Halfe/Sky Dancer is a quiet poet of considerable reserve yet these poems rumble with thunderous revelations that reverberate off of the page, run up your arms and attack your guilty heart.
nipin nikamowin - summer song
I listened to outrageous laughter
there by the stone-carving shelter
where children painted and listened
to Alex Janvier.
Year after year
on the grounds of Blue Quills
I shared a tent with a friend and we told stories
of those lonely nights and how we preserved
our broken Cree.
I walked, ran, skipped
swore and sang the fourteen miles
from that school all the way to Saddle Lake.
We were told by our guide to meditate, be silent
in our walk. How could we after our voices
where lost in the classrooms of that school?
When I reached my home reserve
the Old Ones received me
and danced me on my blistered feet.
Water, tea, fruit, bannock and deer stew.
What food would heal this wound
bundled against my back?
A child still crying in those long school nights.
I know of a man who still carries his suitcase,
began at six, now sixty years, carrying
those little treasures of home
that was forever gone.
...
Burning In This Midnight Dream is a peat fire of poetry. You don't see any flames on the surface but you know for certain that you are on hot footing and that all is ablaze underneath, smoldering and determined.
Halfe/Sky Dancer has included several family photos along with the text and this case is the exception that proves the rule about photos and poetry. These photos are necessary. The poems work just fine on their own, they are all strong, exude the strength of a brave survivor, but these photos make the stories blood, flesh and bone. We see the young children in a new and different context, we see them as clearly as the "boy in the striped pajamas," the red-coated lost girl in the opening frames of Steven Spielberg's Shindler's List. The fine and perfect faces in these photos are calling out through these poems.
Residential School Alumni
An uncle shot his wife
left her lying behind the house
with the rifle at her side.
Their four children peered
behind the curtains.
He was never able to look at anyone.
A lake held him as he froze, standing,
clutching his traps.
One son joined the marines
a mosquito killed him in Vietnam.
In a police chase another son
hit a slough and drowned in his grave.
Their little brother slept in a flaming
house with needles, spoons, heroin and cocaine.
My cousin was left alone.
I remember them.
...
Our morning read here in the Today's book of poetry offices was a little more sombre than usual but that's not to say we didn't enjoy the poems. We certainly respected them.

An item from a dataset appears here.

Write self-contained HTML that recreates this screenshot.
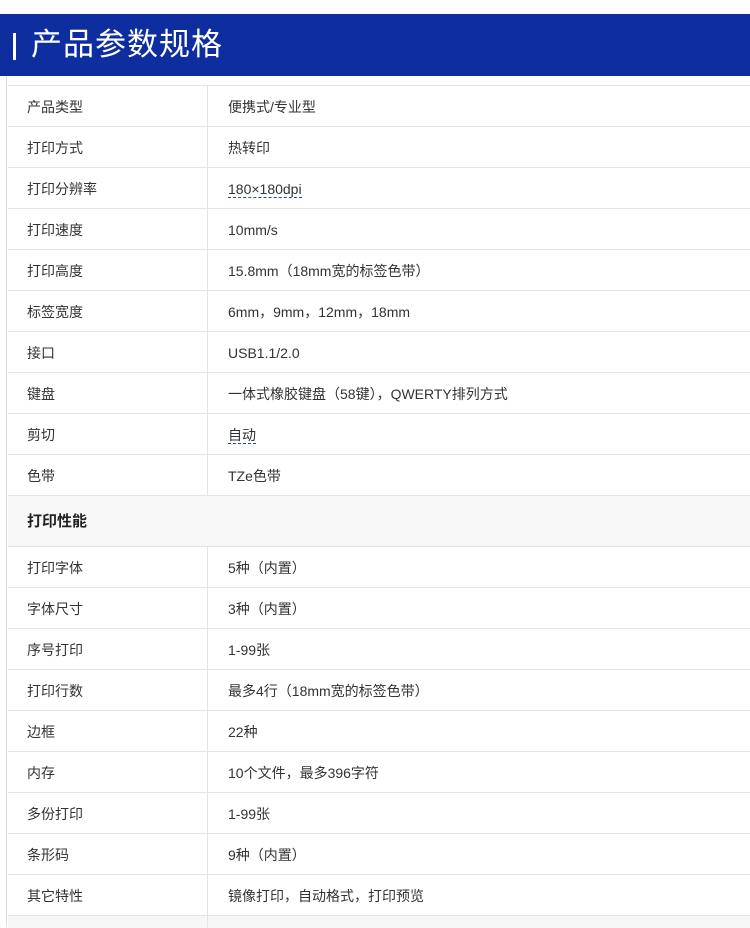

Louise Bernice Halfe Sky Dancer wants the Truth and Reconciliation process to succeed. Burning In This Midnight Dream is an honourable attempt to plow as much truth into the open as the open can bear.
Today's book of poetry is interested in the poetry of things before the politics and Halfe/Sky Dancer covers all those bases with verse that creates drama and tension while still being able to cradle quiet moments of tenderness and hope.
April 30, 2014
Weeds are flattened beneath last year's tire tracks
others lay burden by the winter's heavy snow.
The crocuses labor through this thick blanket.
I am sun drained from the bleakness
of the weeks before. Now a tick
I've carried in my hair runs up my neck,
festers on my chin.
I show it no mercy.
the lake-ice is rotting diamonds
where water seeps hungrily through its cracks.
Beneath the birdfeeders
goldfinches and juncos scratch.
Two mallards strut
crane their necks for the roving dogs and cats.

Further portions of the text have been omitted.